L’intérêt de cet ouvrage réside dans sa volonté de placer le récit sur la vie de Missak et Mélinée dans la longue durée, c’est-à-dire de les lier à l’Histoire. À l'appui de nouvelles recherches dans les archives publiques et privées, dont celles de la famille Manouchian grâce à Katia Guirogassian (voir le second livre), l'ouvrage rectifie certaines imprécisions et erreurs sur la vie du couple, précise la chronologie des événements et met à jour des documents inédits tels que des manuscrits autographes de Missak, de la correspondance, des lettres de condamnés, des papiers officiels et des photographies personnelles.

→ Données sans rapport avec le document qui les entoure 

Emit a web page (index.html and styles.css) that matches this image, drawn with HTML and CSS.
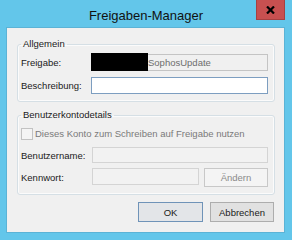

Avec un caractère scientifique accompagné de sources enrichissantes, on plonge dans l'histoire de Missak et Mélinée Manouchian et plus largement dans celle du génocide arménien et de la Seconde Guerre mondiale.
Le second ouvrage s’intitule Manouchian. Témoignage suivi de poèmes, lettres et documents inédits. Cet ouvrage paru aux éditions Parenthèses se distingue du premier, car, sous l’initiative de Katia Guirogassian petite nièce de Missak et Mélinée, il nous plonge dans la mémoire personnelle du couple. À l’intérieur de ce livre, on retrouve la réédition d’un témoignage écrit par sa grand-tante en 1974 dans lequel elle témoigne de la vie de Missak d'une façon très personnelle, évoquant son caractère et sa manière de se comporter au fil des événements de sa vie. Ce témoignage s'accompagne de documents inédits provenant des archives familiales, comme des poèmes de Missak, de la correspondance et des photographies.
Ces deux ouvrages abordent la vie de Missak et Mélinée Manouchian de façon différente, que ce soit de manière scientifique ou mémorielle, mais se rejoignent pour comprendre la vie de ces deux figures historiques qui vont entrer aux côtés d’autres grands noms de l’Histoire de France au Panthéon le 24 février 2024.